Light-emitting diode (LED) light usage in retail stores is increasing, but some disagreement is present about the details of the sensory effects of LED on milk.
LED lighting is assumed to be less damaging to milk; however, the authors argued previous research shows consumers have mixed reactions to LED-exposed milk, dependent on the amount of exposure, and type of milk.
The purpose of this study was to determine the minimum duration of exposure to fluorescent and LED light in fat-free milk, and to evaluate the efficacy of antioxidant enrichment; to compare the flavor profile via descriptive sensory of fat-free milk exposed to LED and fluorescent light, as well as determine the effectiveness of protective measures in milk exposed to LED; and to characterize consumer acceptance for all these conditions.
For the investigation, fat-free milk was exposed to LED and fluorescent light at 2,000 lx.
The sensory threshold from LED exposure was no longer than from fluorescence, whereas with antioxidants (tocopherols and ascorbic acid), the majority of panelists failed to discriminate milk exposed to LED light even after 48 hours of exposure.
The trained panelists described light-exposed milk as significantly higher in cardboard, old oil, and plastic, with LED exposure resulting in a marginally more ‘plastic’ aroma, and fluorescent marginally more ‘cardboard.’
Consumers reported higher liking for fluorescent-exposed samples versus those exposed to LED. The antioxidant-supplemented samples, and those exposed to LED light engineered to eliminate wavelengths below 480 nm (thus most of riboflavin's absorption peaks), resulted in significantly higher old oil aroma; however, the former received higher liking scores than LED-exposed samples.
Protective packaging materials, light wavelength tailoring, and antioxidant supplementation have been studied as possible interventions to prevent milk off-flavors from developing during light exposure.
Light-protective packaging offered near-complete protection from LED exposure, with a similar flavor profile as unexposed milk, and the best liking scores of any treatment.
The authors noted that consumer liking of the appearance of the container was not in agreement with consumer response to the milk's flavor.

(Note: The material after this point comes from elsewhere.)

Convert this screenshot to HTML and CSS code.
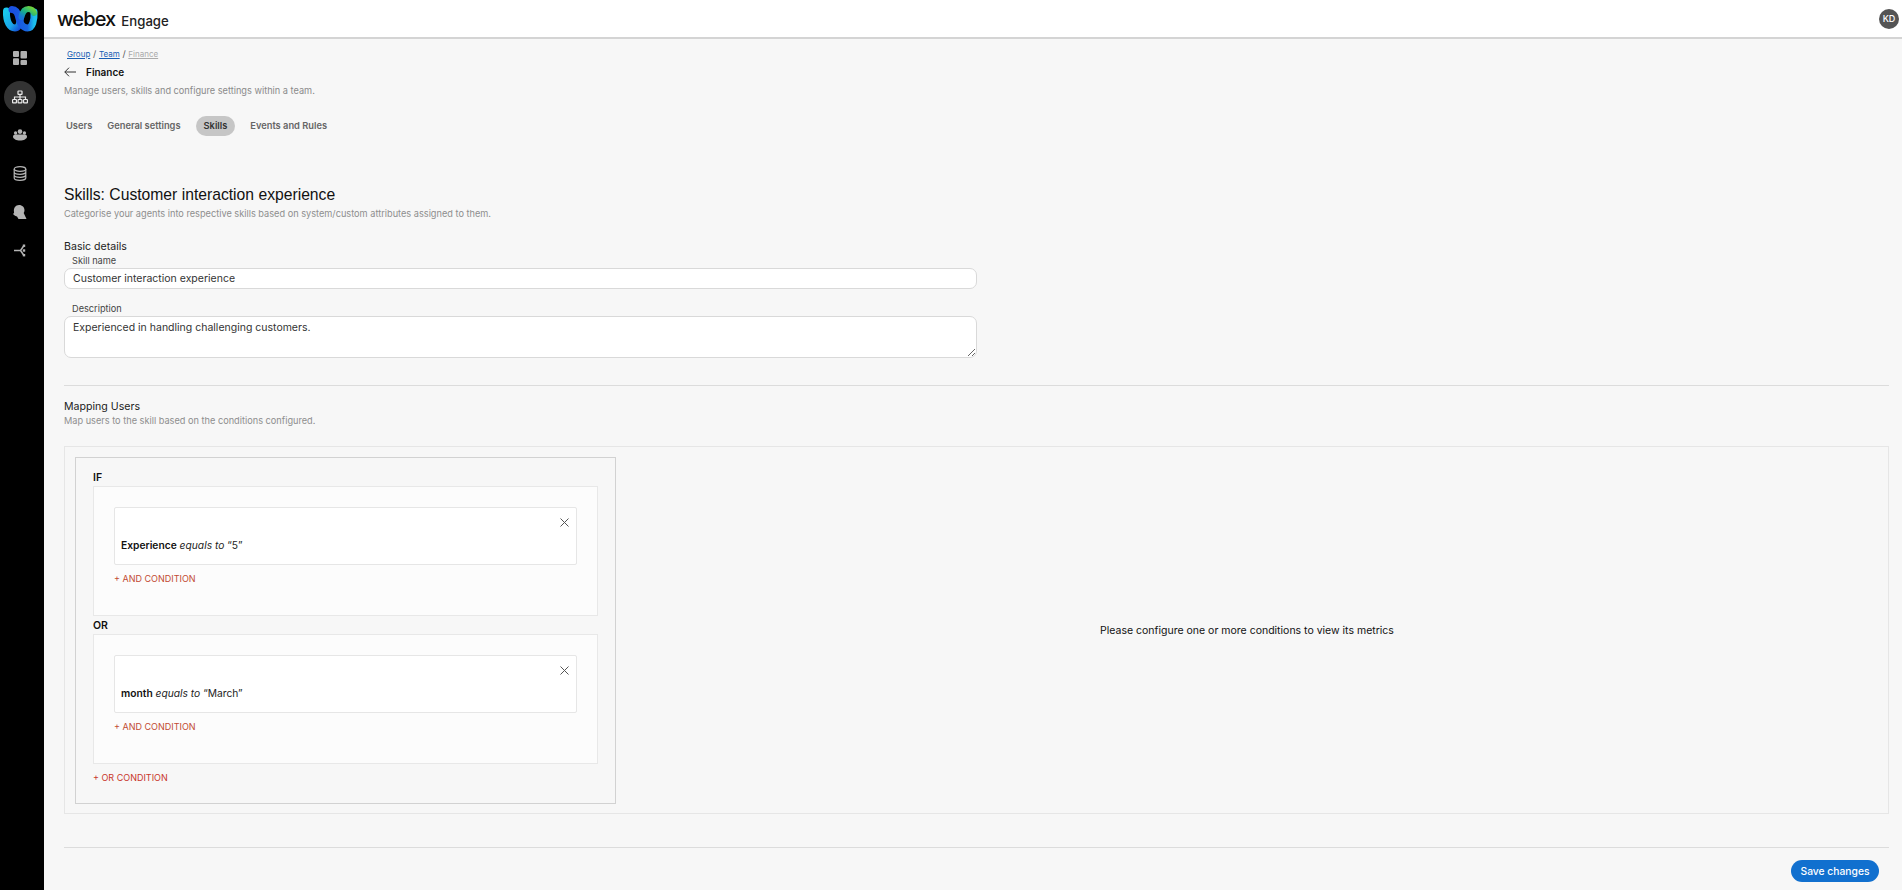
FILE: index.html
```html
<!DOCTYPE html>
<html lang="en">
<head>
<meta charset="utf-8">
<title>Webex Engage</title>
<link rel="stylesheet" href="styles.css">
</head>
<body>
<div class="app">
  <nav class="rail">
    <svg class="logo" width="36" height="27" viewBox="0 0 36 27" fill="none">
      <defs>
        <linearGradient id="lg1" x1="0" y1="0" x2="1" y2="1"><stop offset="0" stop-color="#19c8ee"/><stop offset=".6" stop-color="#1aa4e8"/><stop offset="1" stop-color="#1450d8"/></linearGradient>
        <linearGradient id="lg3" x1="0" y1="0" x2="1" y2="0"><stop offset="0" stop-color="#1a4fe0"/><stop offset=".7" stop-color="#1766e2"/><stop offset="1" stop-color="#1cc0ee"/></linearGradient>
        <linearGradient id="lg2" x1="0" y1="1" x2="1" y2="0"><stop offset="0" stop-color="#1578d8"/><stop offset=".45" stop-color="#17b08a"/><stop offset="1" stop-color="#6fd23c"/></linearGradient>
      </defs>
      <path d="M4.500 6C4 17 8 23 13 23c4 0 5-6 5.500-10" stroke="url(#lg1)" stroke-width="7" stroke-linecap="round"/>
      <path d="M10 4.500c4.500 0 6 4 7 9s4 9.500 8.500 9.500c5 0 7-8 6.500-16" stroke="url(#lg3)" stroke-width="7" stroke-linecap="round"/>
      <path d="M19.500 12c1-5 3.500-8 7-8 2.500 0 4.500 1 5.500 4" stroke="url(#lg2)" stroke-width="6" stroke-linecap="round"/>
    </svg>
    <a class="rail-item"><svg width="14" height="14" viewBox="0 0 14 14" fill="#b0b0b0"><rect x="0" y="0" width="6" height="6" rx="1"/><rect x="7.500" y="0" width="6.500" height="7.500" rx="1"/><rect x="0" y="7.200" width="6" height="6.800" rx="1"/><rect x="7.500" y="9" width="6.500" height="5" rx="1"/></svg></a>
    <a class="rail-item active"><svg width="16" height="14" viewBox="0 0 16 14" fill="none" stroke="#ececec" stroke-width="1.200"><rect x="6" y="1" width="4" height="3.400" rx=".5"/><path d="M8 4.400V7M2.500 9.500V7h11v2.500M8 7v2.500"/><rect x=".6" y="9.500" width="3.800" height="3.400" rx=".5"/><rect x="6.100" y="9.500" width="3.800" height="3.400" rx=".5"/><rect x="11.600" y="9.500" width="3.800" height="3.400" rx=".5"/></svg></a>
    <a class="rail-item"><svg width="14" height="12" viewBox="0 0 14 12" fill="#b4b4b4"><circle cx="7" cy="2.600" r="2.300"/><circle cx="2.600" cy="4" r="1.700"/><circle cx="11.400" cy="4" r="1.700"/><path d="M0 7.500C0 6 1.500 5.600 3 5.600h8c1.500 0 3 .4 3 1.900 0 2.500-3.400 4-7 4s-7-1.500-7-4z"/></svg></a>
    <a class="rail-item"><svg width="14" height="15" viewBox="0 0 14 15" fill="none" stroke="#b4b4b4" stroke-width="1.200"><ellipse cx="7" cy="3" rx="5.800" ry="2.300"/><path d="M1.200 3v9c0 1.300 2.600 2.300 5.800 2.300s5.800-1 5.800-2.300V3M1.200 6c0 1.300 2.600 2.300 5.800 2.300s5.800-1 5.800-2.300M1.200 9c0 1.300 2.600 2.300 5.800 2.300s5.800-1 5.800-2.300"/></svg></a>
    <a class="rail-item"><svg width="14" height="15" viewBox="0 0 14 15" fill="#b4b4b4"><path d="M6 0c3.300 0 5.500 2.400 5.500 5.300 0 1-.3 2-.8 2.800l2.800 5.900H5.500L4 11.500C2 11 .2 9.800 0 8.500c1 .2 1.200-.6 1-1.500C.4 3 2.500 0 6 0z"/></svg></a>
    <a class="rail-item"><svg width="12" height="13" viewBox="0 0 12 13" fill="none" stroke="#b4b4b4" stroke-width="1.500"><path d="M0 6.500h6.500M6.500 6.500L10 1.500M6.500 6.500L10 11.500"/><rect x="8.800" y=".5" width="2.400" height="2.400" fill="#b4b4b4" stroke="none"/><rect x="8.800" y="10" width="2.400" height="2.400" fill="#b4b4b4" stroke="none"/><rect x="8.800" y="5.300" width="2.400" height="2.400" fill="#b4b4b4" stroke="none"/></svg></a>
  </nav>
  <div class="main">
    <header class="topbar">
      <div class="brand"><span class="wordmark">webex</span><span class="product">Engage</span></div>
      <span class="avatar">KD</span>
    </header>
    <main class="content">
      <div class="crumbs"><a class="crumb-link">Group</a><span class="sep">/</span><a class="crumb-link">Team</a><span class="sep">/</span><a class="crumb-current">Finance</a></div>
      <div class="page-title">
        <svg width="12" height="10" viewBox="0 0 12 10" fill="none" stroke="#333" stroke-width="1"><path d="M12 5H.8M5 .7L.8 5 5 9.300"/></svg>
        <span>Finance</span>
      </div>
      <p class="page-desc">Manage users, skills and configure settings within a team.</p>
      <div class="tabs">
        <a class="tab">Users</a>
        <a class="tab">General settings</a>
        <a class="tab tab-active">Skills</a>
        <a class="tab">Events and Rules</a>
      </div>
      <h1 class="heading">Skills: Customer interaction experience</h1>
      <p class="subtle">Categorise your agents into respective skills based on system/custom attributes assigned to them.</p>
      <h2 class="section-title basic">Basic details</h2>
      <label class="field-label">Skill name</label>
      <input class="text-input" type="text" value="Customer interaction experience">
      <label class="field-label desc-label">Description</label>
      <textarea class="text-area">Experienced in handling challenging customers.</textarea>
      <hr class="rule rule-a">
      <h2 class="section-title">Mapping Users</h2>
      <p class="subtle map-sub">Map users to the skill based on the conditions configured.</p>
      <section class="panel">
        <div class="builder">
          <div class="group-label if-label">IF</div>
          <div class="group">
            <div class="condition">
              <svg class="close" width="9" height="9" viewBox="0 0 9 9" stroke="#555" stroke-width="1" fill="none"><path d="M.5.500l8 8M8.500.500l-8 8"/></svg>
              <p class="cond-text"><b>Experience</b> <i>equals to</i> “5”</p>
            </div>
            <a class="add">+ AND CONDITION</a>
          </div>
          <div class="group-label">OR</div>
          <div class="group">
            <div class="condition">
              <svg class="close" width="9" height="9" viewBox="0 0 9 9" stroke="#555" stroke-width="1" fill="none"><path d="M.5.500l8 8M8.500.500l-8 8"/></svg>
              <p class="cond-text"><b>month</b> <i>equals to</i> “March”</p>
            </div>
            <a class="add">+ AND CONDITION</a>
          </div>
          <a class="add add-or">+ OR CONDITION</a>
        </div>
        <div class="metrics">Please configure one or more conditions to view its metrics</div>
      </section>
      <hr class="rule rule-b">
      <div class="actions"><button class="save">Save changes</button></div>
    </main>
  </div>
</div>
</body>
</html>
```
FILE: styles.css
```css
* { box-sizing: border-box; }
html, body { margin: 0; height: 100%; overflow: hidden; }
body { font-family: Inter, "Liberation Sans", sans-serif; color: #121212; background: #f7f7f7; }
.app { display: flex; height: 890px; }
.rail { width: 44px; flex: none; background: #000; display: flex; flex-direction: column; align-items: center; padding-right: 4px; }
.logo { margin-top: 5px; margin-bottom: 3px; flex: none; }
.rail-item { width: 32px; height: 32px; border-radius: 50%; display: flex; align-items: center; justify-content: center; margin-top: 6.500px; }
.rail-item:first-of-type { margin-top: 7px; }
.rail-item.active { background: #333; }
.main { flex: 1; min-width: 0; display: flex; flex-direction: column; }
.topbar { height: 39px; flex: none; background: #fff; border-bottom: 2px solid #d4d4d4; display: flex; align-items: center; justify-content: space-between; padding: 0 3px 0 13px; }
.brand { display: flex; align-items: baseline; gap: 6px; }
.wordmark { font-family: Inter, sans-serif; font-size: 20px; font-weight: 500; letter-spacing: -.9px; color: #111; }
.product { font-size: 13.200px; font-weight: 500; color: #222; }
.avatar { width: 20px; height: 20px; border-radius: 50%; background: #545454; color: #fff; font-size: 9px; font-weight: 500; display: flex; align-items: center; justify-content: center; }
.content { flex: 1; padding: 9px 13px 0 20px; display: flex; flex-direction: column; align-items: stretch; }
.crumbs { font-size: 8px; line-height: 11px; padding-left: 3px; color: #555; }
.sep { margin: 0 2.700px; font-size: 9px; }
.crumb-link { color: #1a5fb4; text-decoration: underline; }
.crumb-current { color: #aaa; text-decoration: underline; }
.page-title { display: flex; align-items: center; gap: 10px; font-size: 10px; font-weight: 600; line-height: 14px; margin-top: 5px; }
.page-desc { margin: 5px 0 0; font-size: 9.200px; line-height: 14px; color: #8a8a8a; }
.tabs { display: flex; align-items: center; gap: 0; margin-top: 18px; height: 20px; }
.tab { font-size: 9.300px; font-weight: 600; color: #666; height: 20px; line-height: 20px; border-radius: 10px; }
.tab:first-child { padding-left: 2px; margin-right: 15px; }
.tab:nth-child(2) { margin-right: 15px; }
.tab-active { background: #c6c6c6; color: #333; padding: 0 8px; margin-right: 15px; }
.heading { margin: 48px 0 0; font-family: "Liberation Sans", Arial, sans-serif; font-size: 15.700px; font-weight: 400; line-height: 22px; color: #111; }
.subtle { margin: 1px 0 0; font-size: 9.200px; line-height: 13px; color: #8e8e8e; }
.section-title { margin: 0; font-size: 10.600px; font-weight: 400; line-height: 14px; color: #222; }
.basic { margin-top: 20px; }
.field-label { display: block; font-size: 9.200px; line-height: 13px; color: #444; padding-left: 8px; }
.desc-label { margin-top: 13px; }
.text-input, .text-area { display: block; width: 913px; border: 1px solid #d9d9d9; background: #fff; border-radius: 7px; font-family: inherit; font-size: 10.500px; color: #333; padding: 0 8px; }
.text-input { height: 21px; margin-top: 1px; outline: 0; }
.text-area { height: 42px; margin-top: 1px; padding-top: 4px; line-height: 14px; }
.rule { width: 100%; border: 0; border-top: 1px solid #dcdcdc; margin: 0; flex: none; }
.rule-a { margin-top: 27px; margin-bottom: 14px; }
.map-sub { margin-top: 0; }
.panel { height: 368px; margin-top: 19px; border: 1px solid #e6e6e6; padding: 10px; display: flex; flex: none; }
.builder { width: 541px; height: 347px; border: 1px solid #d2d2d2; padding: 13px 17px 0; flex: none; display: flex; flex-direction: column; align-items: flex-start; }
.group-label { font-size: 10.500px; font-weight: 600; line-height: 13px; height: 16px; color: #111; padding-top: 1px; }
.if-label { padding-top: 0; height: 15px; }
.group { width: 100%; height: 130px; background: #fcfcfc; border: 1px solid #e8e8e8; padding: 20px 20px 0; margin-bottom: 2px; }
.condition { height: 58px; background: #fff; border: 1px solid #e6e6e6; border-radius: 2px; padding: 30px 6px 0; position: relative; }
.close { position: absolute; top: 10px; right: 7px; }
.cond-text { margin: 0; font-size: 10.250px; line-height: 14px; color: #222; }
.cond-text b { font-weight: 600; color: #111; }
.add { display: block; margin-top: 7px; font-size: 9px; line-height: 13px; color: #c24a32; }
.add-or { margin-top: 5px; color: #c9362b; }
.metrics { flex: 1; display: flex; align-items: center; justify-content: center; font-size: 10.500px; color: #111; }
.rule-b { margin-top: 33px; }
.actions { display: flex; justify-content: flex-end; padding: 12px 10px 0 0; }
.save { width: 88px; height: 22px; border: 0; border-radius: 11px; background: #1170cf; color: #fff; font-family: inherit; font-size: 10.300px; font-weight: 500; padding: 0; }
```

In fact, consumers rated this package as less liked than any other treatment, flavor notwithstanding.
The majority of criticisms of the packaging were related to unfamiliarity, and that it might not sell well.
The authors argue that an appearance that better resembles current packaging options needs to be found, or some degree of consumer education may be necessary for such a strategy to succeed.
However, as the issue relates primarily to unfamiliarity, they noted the problem would become less important with time, as such packaging became progressively more familiar.
Exposure to light-emitting diodes may be more damaging to the sensory properties of fat-free milk than exposure to fluorescent light
Source: Journal of Dairy Science
Authors: Ana C. Chang, Robin Dando